Thursday, July 24, 2014

Watermelon Lemon Fresca

Refreshing! That's what they'll say about this drink. It's got watermelon, lemon juice, a hint of mint, and sparkling water. Substitute champagne for the sparkling water for a refreshing version with a punch.


1/4 cup water
2 Tbs. sugar
4 cups cubed seedless watermelon
zest of one lemon
1/4 cup lemon juice
1 cup sparkling water or champagne
mint leaves

Directions:  Mix the water and sugar in a microwave safe cup. Microwave for 30 seconds, then stir to dissolve the sugar. Place the watermelon, along with the sugar water, zest and lemon juice in a blender. Whirl until the watermelon is pureed. Stir in the sparkling water. Pour over ice. Garnish with mint leaves, or muddle them with the ice cubes before you add the watermelon fresca.

Serves 4, easily doubled

Stealthy Cooking Tip:  Watermelon is refreshing any way you serve it.
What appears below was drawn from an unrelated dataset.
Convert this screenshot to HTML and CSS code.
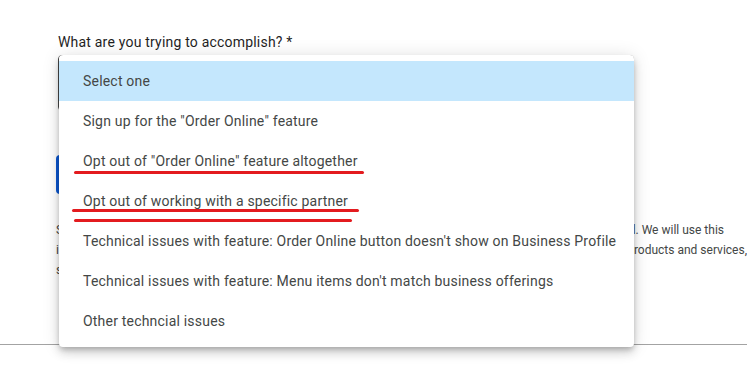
FILE: index.html
```html
<!DOCTYPE html>
<html lang="en">
<head>
<meta charset="utf-8">
<title>Order Online form</title>
<link rel="stylesheet" href="styles.css">
</head>
<body>
<div class="page">
  <form class="form">
    <label class="label">What are you trying to accomplish? *</label>
    <div class="select"></div>
    <button type="button" class="btn">Next</button>
    <div class="help">
      <p class="line line1"><span>Share the name of the partner and the reason it should be remove</span><span>d. We will use this</span></p>
      <p class="line line2"><span>information to review your request and improve how we show your p</span><span>roducts and services,</span></p>
      <p class="line line3"><span>so please include as much detail as you can.</span></p>
    </div>
  </form>
  <hr class="rule">

  <ul class="menu">
    <li class="item selected">Select one</li>
    <li class="item">Sign up for the "Order Online" feature</li>
    <li class="item">Opt out of "Order Online" feature altogether</li>
    <li class="item">Opt out of working with a specific partner</li>
    <li class="item">Technical issues with feature: Order Online button doesn't show on Business Profile</li>
    <li class="item">Technical issues with feature: Menu items don't match business offerings</li>
    <li class="item">Other techncial issues</li>
  </ul>

  <span class="mark mark1"></span>
  <span class="mark mark2"></span>
  <span class="mark mark3"></span>
</div>
</body>
</html>
```

FILE: styles.css
```css
* { box-sizing: border-box; }
html, body {
  margin: 0;
  padding: 0;
  background: #ffffff;
  font-family: Roboto, "Noto Sans", "Liberation Sans", sans-serif;
  overflow: hidden;
}
.page {
  position: relative;
  width: 747px;
  height: 376px;
}
.form {
  padding: 32px 0 0 56px;
  display: flex;
  flex-direction: column;
  align-items: flex-start;
}
.label {
  margin-left: 2px;
  font-size: 14px;
  line-height: 20px;
  letter-spacing: 0.2px;
  color: #1f1f1f;
}
.select {
  margin-top: 3px;
  margin-left: 2px;
  width: 576px;
  height: 56px;
  border: 1px solid #474747;
  border-radius: 4px;
}
.btn {
  margin-top: 44px;
  width: 90px;
  height: 39px;
  border: 0;
  border-radius: 4px;
  background: #0b57d0;
  color: #fff;
  font-family: inherit;
  font-size: 14px;
}
.help {
  margin-top: 26px;
  font-size: 12px;
  line-height: 20px;
  color: #444746;
}
.line {
  margin: 0;
  display: flex;
  justify-content: space-between;
  white-space: nowrap;
}
.line1 { width: 668px; }
.line2 { width: 691px; }
.rule {
  margin: 64px 0 0 0;
  border: 0;
  border-top: 1px solid #a3a3a3;
  height: 0;
}
.menu {
  position: absolute;
  left: 59px;
  top: 55px;
  width: 575px;
  margin: 0;
  padding: 6px 0;
  list-style: none;
  background: #fff;
  border-radius: 4px;
  box-shadow: 0 3px 5px -1px rgba(0,0,0,.2), 0 6px 10px 0 rgba(0,0,0,.14), 0 1px 18px 0 rgba(0,0,0,.12);
}
.item {
  height: 40px;
  padding: 0 24px;
  display: flex;
  align-items: center;
  font-size: 14px;
  letter-spacing: 0.2px;
  color: #444746;
  white-space: nowrap;
}
.item.selected {
  background: #c4e7fd;
}
.mark {
  position: absolute;
  height: 3px;
  background: #e31b1f;
  border-radius: 2px;
}
.mark1 { left: 74px; top: 171px; width: 290px; }
.mark2 { left: 72px; top: 209px; width: 287px; }
.mark3 { left: 74px; top: 219px; width: 278px; }
```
While watermelon is a sweet fruit, it's also boasts lots of good fiber, making it a nutritious addition to any summer meal. Many recipes call for straining out the pulp, but this recipe keeps the pulp, making it part of the nutritious goodness of this drink. Enjoy the refreshment!

Thursday, July 17, 2014

Sesame Seed Salad Dressing

This salad dressing pairs well with any salad that has an Asian flair. It's featured with Ahi tuna salad, but I also love it with salad topped with blackened chicken. My inspiration for this one comes from one of my favorite cookbooks, Santa Fe Light & Spicy Recipe.


1 Tbs. balsamic vinegar
1 tsp. red wine vinegar
1 tsp. low sodium soy sauce
1 tsp. black or white sesame seeds
1 Tbs. honey or agave
1/2 tsp. Dijon mustard
2 tsp. sesame oil
2 tsp. extra virgin olive oil

Directions: Measure all of the ingredients into a jar. Cover the jar and shake well, or use a whisk to combine. Makes a little more than 1/4 cup dressing, or enough for 4 servings.

Stealthy Cooking Tip: Make extra dressing, then keep the remainder in the refrigerator. Homemade salad dressings will keep in the frig for several days, up to one week.